Data for Comparative Study on Thermodynamic Characteristics of Composite Thermal Insulation Systems With Liquid Methane, Oxygen, and Hydrogen

Composite passive insulation technology has been proved to be an effective method to reduce heat leakage into the cryogenic storage tank. However, the current related research mainly focused on liquid hydrogen (LH 2 ). The thermophysical properties of different cryogenic liquids and the thermal insulation materials at different temperatures are significantly different, so whether the results related to LH 2 are applicable to other cryogenic liquids remains to be further determined.
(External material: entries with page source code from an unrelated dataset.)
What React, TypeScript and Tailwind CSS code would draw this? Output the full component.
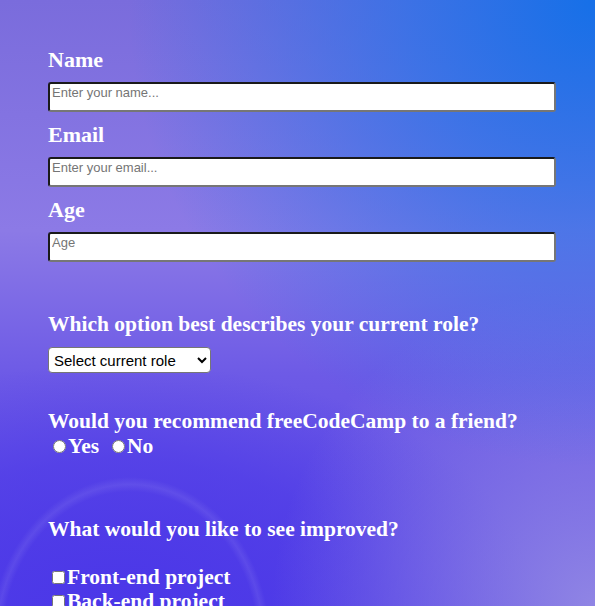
import React from "react";

const serif = "font-['Liberation_Serif','Times_New_Roman',serif]";

const TextField = ({ id, label, type, placeholder }: { id: string; label: string; type: string; placeholder: string }) => (
  <div className="flex flex-col">
    <label htmlFor={id} className={`${serif} text-[22px] font-bold leading-[30px] text-white mb-[7px]`}>
      {label}
    </label>
    <input
      id={id}
      type={type}
      placeholder={placeholder}
      className="w-[508px] h-[30px] bg-white rounded-[3px] border-2 border-t-[#1a1a1a] border-l-[#1a1a1a] border-r-[#767676] border-b-[#767676] px-[2px] pb-[9px] pt-0 text-[13px] font-['Liberation_Sans',Arial,sans-serif] placeholder:text-[#757575] outline-none"
    />
  </div>
);

const App = () => {
  return (
    <div className="min-h-screen w-full bg-fixed bg-[radial-gradient(ellipse_140px_165px_at_130px_642px,rgba(255,255,255,0)_91%,rgba(255,255,255,0.08)_95.5%,rgba(255,255,255,0)_100%),radial-gradient(circle_at_100%_0%,#1670e8_0%,rgba(40,115,232,0.75)_22%,rgba(60,120,232,0)_55%),radial-gradient(circle_at_100%_100%,rgba(150,140,228,0.9)_0%,rgba(150,140,228,0)_38%),radial-gradient(ellipse_70%_40%_at_20%_100%,rgba(75,55,232,1)_0%,rgba(75,55,232,0.6)_60%,rgba(75,55,232,0)_100%),linear-gradient(180deg,#7a6cdc_0%,#8c7ae6_38%,#6d5ae6_62%,#5644e6_100%)]">
      <form className="flex flex-col pl-[48px] pt-[45px] pb-10">
        <div className="flex flex-col gap-[8px]">
          <TextField id="name" label="Name" type="text" placeholder="Enter your name..." />
          <TextField id="email" label="Email" type="email" placeholder="Enter your email..." />
          <TextField id="age" label="Age" type="number" placeholder="Age" />
        </div>

        <p className={`${serif} mt-[47px] text-[21.5px] font-bold leading-[30px] text-white`}>
          Which option best describes your current role?
        </p>
        <select
          defaultValue=""
          className="mt-[8px] w-[163px] h-[26px] bg-white rounded-[4px] border border-[#767676] pl-[1px] text-[15px] text-black font-['Liberation_Sans',Arial,sans-serif]"
        >
          <option value="" disabled>
            Select current role
          </option>
          <option>Student</option>
          <option>Full Time Job</option>
          <option>Full Time Learner</option>
          <option>Prefer not to say</option>
          <option>Other</option>
        </select>

        <p className={`${serif} mt-[33px] text-[21.5px] font-bold leading-[30px] text-white`}>
          Would you recommend freeCodeCamp to a friend?
        </p>
        <div className={`${serif} flex items-center pl-[5px] -mt-[3px] text-[21.5px] font-bold leading-[26px] text-white`}>
          <label className="flex items-center">
            <input type="radio" name="recommend" className="m-0 mr-[2px] w-[13px] h-[13px]" />
            Yes
          </label>
          <label className="flex items-center ml-[13px]">
            <input type="radio" name="recommend" className="m-0 mr-[2px] w-[13px] h-[13px]" />
            No
          </label>
        </div>

        <p className={`${serif} mt-[55px] text-[21.5px] font-bold leading-[30px] text-white`}>
          What would you like to see improved?
        </p>
        <div className={`${serif} mt-[21px] flex flex-col pl-[4px] text-[21.5px] font-bold leading-[24px] text-white`}>
          {["Front-end project", "Back-end project", "Data Visualization", "Challenges", "Open Source Community"].map((item) => (
            <label key={item} className="flex items-center">
              <input type="checkbox" className="m-0 mr-[2px] w-[13px] h-[13px]" />
              {item}
            </label>
          ))}
        </div>
      </form>
    </div>
  );
};

export default App;
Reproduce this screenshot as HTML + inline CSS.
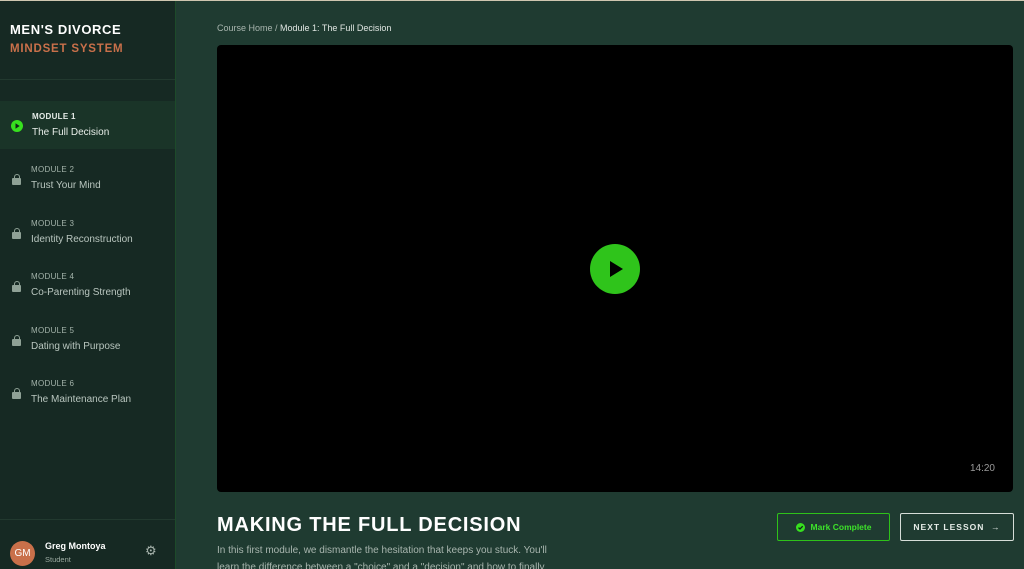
<!DOCTYPE html>
<html><head><meta charset="utf-8"><style>
*{margin:0;padding:0;box-sizing:border-box}
html,body{width:1024px;height:569px;overflow:hidden;font-family:"Liberation Sans",sans-serif}
body{background:#1f3b31;position:relative}
.topl{position:absolute;left:0;top:0;width:1024px;height:1px;background:#cfc6b0;z-index:5}
.sb{position:absolute;left:0;top:0;width:176px;height:569px;background:#162923;border-right:1px solid #1d4a2a}
.brand{padding:22px 10px 0;height:80px;border-bottom:1px solid #22392f}
.b1{color:#fff;font-weight:bold;font-size:13px;letter-spacing:.6px}
.b2{color:#c9704a;font-weight:bold;font-size:11.5px;letter-spacing:.8px;margin-top:6px}
.mod{position:absolute;left:0;width:175px;height:48px}
.mod.act{background:#1a3428}
.mod .l{position:absolute;left:31px;top:11px;font-size:8px;color:#a3b3aa;letter-spacing:.3px}
.mod .t{position:absolute;left:31px;top:26px;font-size:10px;color:#b9c6bf}
.mod.act .l{color:#e6ece8;left:32px;font-weight:bold}.mod.act .t{color:#e8eee9;left:32px}
.lock{position:absolute;left:12px;top:24px;width:9px;height:7px;background:#8fa196;border-radius:1px}
.lock:before{content:"";position:absolute;left:1.5px;top:-4px;width:6px;height:6px;border:1.5px solid #8fa196;border-bottom:none;border-radius:3px 3px 0 0;box-sizing:border-box}
.foot{position:absolute;left:0;bottom:0;width:175px;height:50px;border-top:1px solid #22392f}
.av{position:absolute;left:10px;top:21px;width:25px;height:25px;border-radius:50%;background:#c9704a;color:#fff;font-size:10px;line-height:25px;text-align:center}
.crumb{position:absolute;left:217px;top:23px;font-size:9px;color:#e0e6e2}
.vid{position:absolute;left:217px;top:45px;width:796px;height:447px;background:#000;border-radius:4px}
.play{position:absolute;left:373px;top:199px;width:50px;height:50px;border-radius:50%;background:#2fc41b}
.time{position:absolute;right:18px;bottom:18px;color:#9a9a9a;font-size:10px}
h1{position:absolute;left:217px;top:514px;color:#fff;font-size:20px;letter-spacing:.8px;font-weight:bold}
.desc{position:absolute;left:217px;top:542px;width:352px;font-size:10px;line-height:17px;color:#a9b6af}
.btn{position:absolute;top:513px;height:28px;border-radius:2px;font-size:8.5px;font-weight:bold;line-height:26px;text-align:center}
.mc{left:777px;width:113px;border:1px solid #2ec21a;color:#3de22a}
.nl{left:900px;width:114px;border:1.5px solid #d6ddd8;color:#e6ece8;letter-spacing:1px}
</style></head><body>
<div class="topl"></div>
<div class="sb">
<div class="brand"><div class="b1">MEN'S DIVORCE</div><div class="b2">MINDSET SYSTEM</div></div>
<div class="mod act" style="top:101px"><svg style="position:absolute;left:11px;top:19px" width="12" height="12"><circle cx="6" cy="6" r="6" fill="#37e01f"/><path d="M4.5 3.3L8.7 6 4.5 8.7Z" fill="#10231a"/></svg><div class="l">MODULE 1</div><div class="t">The Full Decision</div></div>
<div class="mod" style="top:154px"><div class="lock"></div><div class="l">MODULE 2</div><div class="t">Trust Your Mind</div></div>
<div class="mod" style="top:208px"><div class="lock"></div><div class="l">MODULE 3</div><div class="t">Identity Reconstruction</div></div>
<div class="mod" style="top:261px"><div class="lock"></div><div class="l">MODULE 4</div><div class="t">Co-Parenting Strength</div></div>
<div class="mod" style="top:315px"><div class="lock"></div><div class="l">MODULE 5</div><div class="t">Dating with Purpose</div></div>
<div class="mod" style="top:368px"><div class="lock"></div><div class="l">MODULE 6</div><div class="t">The Maintenance Plan</div></div>
<div class="foot"><div class="av">GM</div>
<div style="position:absolute;left:45px;top:21px;color:#fff;font-size:9px;font-weight:bold">Greg Montoya</div>
<div style="position:absolute;left:45px;top:35px;color:#9aa9a0;font-size:7.5px">Student</div>
<div style="position:absolute;left:145px;top:23px;color:#a8b4ad;font-size:13px">⚙</div></div>
</div>
<div class="crumb"><span style="color:#a9b6af">Course Home /</span> Module 1: The Full Decision</div>
<div class="vid"><div class="play"><svg width="50" height="50"><path d="M20 17L33 25 20 33Z" fill="#000"/></svg></div><div class="time">14:20</div></div>
<h1>MAKING THE FULL DECISION</h1>
<div class="desc">In this first module, we dismantle the hesitation that keeps you stuck. You'll learn the difference between a "choice" and a "decision" and how to finally</div>
<div class="btn mc"><svg style="vertical-align:-2px;margin-right:6px" width="9" height="9"><circle cx="4.5" cy="4.5" r="4.5" fill="#37e01f"/><path d="M2.5 4.6L4 6 6.7 3.2" stroke="#10231a" stroke-width="1.3" fill="none"/></svg>Mark Complete</div>
<div class="btn nl">NEXT LESSON &nbsp;→</div>
</body></html>
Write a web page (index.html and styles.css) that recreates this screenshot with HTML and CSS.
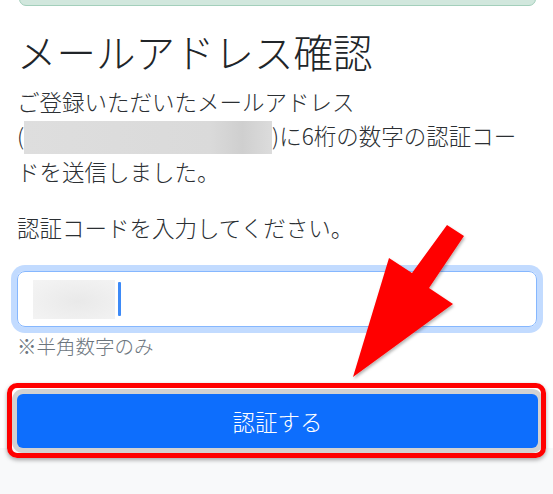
FILE: index.html
```html
<!DOCTYPE html>
<html lang="ja">
<head>
  <meta charset="UTF-8" />
  <title>メールアドレス確認</title>
  <link rel="stylesheet" href="styles.css">
</head>
<body>

<div class="card">
  <!-- Success alert (only its bottom edge is in view) -->
  <div class="alert-success"></div>

  <h1 class="title">メールアドレス確認</h1>

  <p class="lead-text">
    <span>ご登録いただいたメールアドレス</span><span class="nowrap">(<span class="masked"></span>)</span><span>に6桁の数字の認証コー</span><span>ドを送信しました。</span>
  </p>

  <p class="prompt">認証コードを入力してください。</p>

  <div class="code-input">
    <span class="masked-code"></span>
    <span class="caret"></span>
  </div>
  <div class="hint">※半角数字のみ</div>

  <button class="submit-button">認証する</button>
</div>

<!-- Annotation arrow -->
<svg class="arrow" width="553" height="494" viewBox="0 0 553 494">
  <defs>
    <filter id="shadow" x="-20%" y="-20%" width="140%" height="140%">
      <feDropShadow dx="1" dy="2" stdDeviation="1.5" flood-color="#000" flood-opacity="0.3" />
    </filter>
  </defs>
  <polygon points="447,225 464,236 429,288 453,304 353,377 389,258 412,273" fill="#ff0000" filter="url(#shadow)" />
</svg>

</body>
</html>
```

FILE: styles.css
```css
body {
  margin: 0;
  padding: 0;
  height: 494px;
  overflow: hidden;
  background: #f8f9fa;
  color: #212529;
  font-family: "Noto Sans CJK JP", "Noto Sans", sans-serif;
}

.card {
  background: #fff;
  padding: 0 16px 0 17px;
}

.alert-success {
  height: 40px;
  margin: -36px 1px 0 2px;
  background: #d1e7dd;
  border: 1px solid #a3cfbb;
  border-radius: 7px;
}

.title {
  margin: 21px 0 0;
  font-size: 39.5px;
  font-weight: 300;
  line-height: 47px;
  color: #212529;
}

.lead-text,
.prompt {
  font-size: 22.5px;
  line-height: 34px;
  font-weight: 300;
  color: #2b2f33;
}

.lead-text {
  margin: 10px 0 0;
}

.prompt {
  margin: 22px 0 0;
}

.nowrap {
  white-space: nowrap;
}

.masked {
  display: inline-block;
  width: 248px;
  height: 33px;
  vertical-align: -9px;
  background: linear-gradient(90deg, #dedede 0%, #dadada 75%, #cfcfcf 88%, #dcdcdc 100%);
}

/* Focused code input */
.code-input {
  display: flex;
  align-items: center;
  gap: 3px;
  height: 54px;
  margin-top: 27px;
  padding: 0 15px;
  border: 1px solid #86b7fe;
  border-radius: 8px;
  box-shadow: 0 0 0 6px #c2dbff;
}

.masked-code {
  width: 82px;
  height: 39px;
  background: radial-gradient(ellipse at 55% 55%, #e9e9e9 0%, #f1f1f1 70%, #f4f4f4 100%);
}

.caret {
  width: 3px;
  height: 34px;
  border-radius: 1px;
  background: #3d8af7;
}

.hint {
  margin-top: 4px;
  font-size: 19.5px;
  font-weight: 300;
  line-height: 29px;
  color: #6c757d;
}

/* Submit button with red highlight frame */
.submit-button {
  position: relative;
  display: block;
  width: 521px;
  height: 54px;
  margin: 34px 0 0;
  padding: 0;
  border: none;
  border-radius: 6px;
  background: #0d6efd;
  color: #fff;
  font-family: inherit;
  font-size: 22.5px;
  font-weight: 300;
  box-shadow: 0 0 0 5px #d2d2d2;
}

.submit-button::after {
  content: "";
  position: absolute;
  top: -11px;
  right: -8px;
  bottom: -10px;
  left: -10px;
  border: 5px solid #ff0000;
  border-radius: 10px;
  box-shadow: 0 2px 4px rgba(0, 0, 0, 0.35);
  pointer-events: none;
}

.arrow {
  position: absolute;
  top: 0;
  left: 0;
  pointer-events: none;
}
```
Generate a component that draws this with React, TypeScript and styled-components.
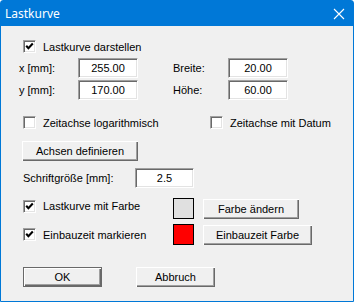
import React from 'react';
import styled, { createGlobalStyle } from 'styled-components';

const GlobalStyle = createGlobalStyle`
  html, body {
    margin: 0;
    padding: 0;
    background: #ffffff;
  }
  body {
    font-family: "Liberation Sans", Arial, sans-serif;
    font-size: 11px;
    color: #000000;
  }
`;

const Window = styled.div`
  width: 354px;
  height: 302px;
  box-sizing: border-box;
  border: 1px solid #0078d7;
  border-radius: 3px 3px 0 0;
  background: #f0f0f0;
  display: flex;
  flex-direction: column;
`;

const TitleBar = styled.div`
  height: 25px;
  flex: none;
  background: #0078d7;
  display: flex;
  align-items: center;
  justify-content: space-between;
  padding: 0 8px 0 4px;
  color: #ffffff;
  font-family: "Noto Sans", "Open Sans", sans-serif;
  font-size: 12px;
`;

const CloseIcon = () => (
  <svg width="12" height="12" viewBox="0 0 12 12">
    <path d="M1 1 L11 11 M11 1 L1 11" stroke="#ffffff" strokeWidth="1.1" fill="none" />
  </svg>
);

const Content = styled.div`
  padding: 14px 0 0 22px;
  display: flex;
  flex-direction: column;
`;

const Row = styled.div<{ $top?: number; $height?: number; $shift?: number }>`
  display: flex;
  align-items: center;
  height: ${p => p.$height ?? 20}px;
  margin-top: ${p => p.$top ?? 0}px;
  margin-left: ${p => p.$shift ?? 0}px;
`;

const CheckItem = styled.label<{ $width?: number; $lift?: number }>`
  display: flex;
  align-items: center;
  gap: 7px;
  width: ${p => (p.$width ? `${p.$width}px` : 'auto')};
  margin-top: ${p => -(p.$lift ?? 0)}px;
  white-space: nowrap;
`;

const Box = styled.span`
  width: 13px;
  height: 13px;
  box-sizing: border-box;
  flex: none;
  background: #ffffff;
  border-top: 1px solid #a0a0a0;
  border-left: 1px solid #a0a0a0;
  border-right: 1px solid #ffffff;
  border-bottom: 1px solid #ffffff;
  box-shadow: inset 1px 1px 0 #696969, inset -1px -1px 0 #e3e3e3;
  display: flex;
  align-items: center;
  justify-content: center;
`;

const Check = ({ checked }: { checked?: boolean }) => (
  <Box>
    {checked ? (
      <svg width="9" height="9" viewBox="0 0 9 9">
        <path d="M1.2 3.8 L3.4 6.2 L7.8 1.6" stroke="#000" strokeWidth="2.1" fill="none" />
      </svg>
    ) : null}
  </Box>
);

const Label = styled.span<{ $width: number }>`
  width: ${p => p.$width}px;
  flex: none;
  white-space: nowrap;
`;

const Field = styled.div<{ $width?: number }>`
  width: ${p => p.$width ?? 60}px;
  height: 20px;
  box-sizing: border-box;
  flex: none;
  background: #ffffff;
  border-top: 1px solid #a0a0a0;
  border-left: 1px solid #a0a0a0;
  border-right: 1px solid #ffffff;
  border-bottom: 1px solid #ffffff;
  box-shadow: inset 1px 1px 0 #696969, inset -1px -1px 0 #e3e3e3;
  display: flex;
  align-items: center;
  justify-content: center;
  font-size: 11px;
`;

const Spacer = styled.div<{ $width: number }>`
  width: ${p => p.$width}px;
  flex: none;
`;

const Button = styled.button<{ $width: number; $default?: boolean }>`
  width: ${p => p.$width}px;
  height: 20px;
  box-sizing: border-box;
  flex: none;
  padding: 0;
  background: #f0f0f0;
  font-family: "Liberation Sans", Arial, sans-serif;
  font-size: 11px;
  color: #000;
  border: ${p => (p.$default ? '1px solid #696969' : 'none')};
  box-shadow: inset 1px 1px 0 #ffffff, inset -1px -1px 0 #696969, inset -2px -2px 0 #a0a0a0;
  outline: none;
`;

const Swatch = styled.div<{ $color: string }>`
  width: 21px;
  height: 21px;
  box-sizing: border-box;
  flex: none;
  border: 1px solid #000;
  background: ${p => p.$color};
  margin-right: 9px;
`;

const ColorRows = styled.div`
  display: grid;
  grid-template-columns: 150px auto 1fr;
  grid-template-rows: 21px 21px;
  row-gap: 5px;
  align-items: center;
  justify-items: start;
  margin-top: 10px;
`;

export default function App() {
  return (
    <>
      <GlobalStyle />
      <Window>
        <TitleBar>
          <span>Lastkurve</span>
          <CloseIcon />
        </TitleBar>
        <Content>
          <Row $height={13}>
            <CheckItem>
              <Check checked />
              Lastkurve darstellen
            </CheckItem>
          </Row>
          <Row $top={5} $shift={-4}>
            <Label $width={59}>x [mm]:</Label>
            <Field>255.00</Field>
            <Spacer $width={35} />
            <Label $width={55}>Breite:</Label>
            <Field>20.00</Field>
          </Row>
          <Row $top={2} $shift={-4}>
            <Label $width={59}>y [mm]:</Label>
            <Field>170.00</Field>
            <Spacer $width={35} />
            <Label $width={55}>Höhe:</Label>
            <Field>60.00</Field>
          </Row>
          <Row $top={16} $height={13}>
            <CheckItem $width={187}>
              <Check />
              Zeitachse logarithmisch
            </CheckItem>
            <CheckItem>
              <Check />
              Zeitachse mit Datum
            </CheckItem>
          </Row>
          <Row $top={12} $shift={-1}>
            <Button $width={116}>Achsen definieren</Button>
          </Row>
          <Row $top={7}>
            <Label $width={112}>Schriftgröße [mm]:</Label>
            <Field $width={59}>2.5</Field>
          </Row>
          <ColorRows>
            <CheckItem $lift={5}>
              <Check checked />
              Lastkurve mit Farbe
            </CheckItem>
            <Swatch $color="#e0e0e0" />
            <Button $width={96}>Farbe ändern</Button>
            <CheckItem>
              <Check checked />
              Einbauzeit markieren
            </CheckItem>
            <Swatch $color="#ff0000" />
            <Button $width={109}>Einbauzeit Farbe</Button>
          </ColorRows>
          <Row $top={22}>
            <Button $width={79} $default>OK</Button>
            <Spacer $width={34} />
            <Button $width={79}>Abbruch</Button>
          </Row>
        </Content>
      </Window>
    </>
  );
}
In fact, the insulation technology of LH 2 itself also needs further study. In this paper, a thermodynamic calculation model of a composite insulation system including hollow glass microspheres (HGMs), multilayer insulation (MLI), and self-evaporating vapor cold shield (VCS) has been established. The accuracy of the calculation model was verified by the experimental results, and a comparative study on thermodynamic characteristics of the composite thermal insulation system with liquid methane, liquid oxygen (LO 2 ), and LH 2 was carried out. The results show that the heat leakage reduction of the proposed system for liquid methane, LO 2 , and LH 2 is 25.6%, 29.7%, and 64.9%, respectively, compared with the traditional SOFI+MLI system (1×10 −3 Pa). The type of liquid and the insulation system structure has a relatively large influence on the VCS optimal position. While for a specific insulation system structure, the insulation material thickness, storage pressure, and hot boundary temperature have a weak influence on the VCS optimal position.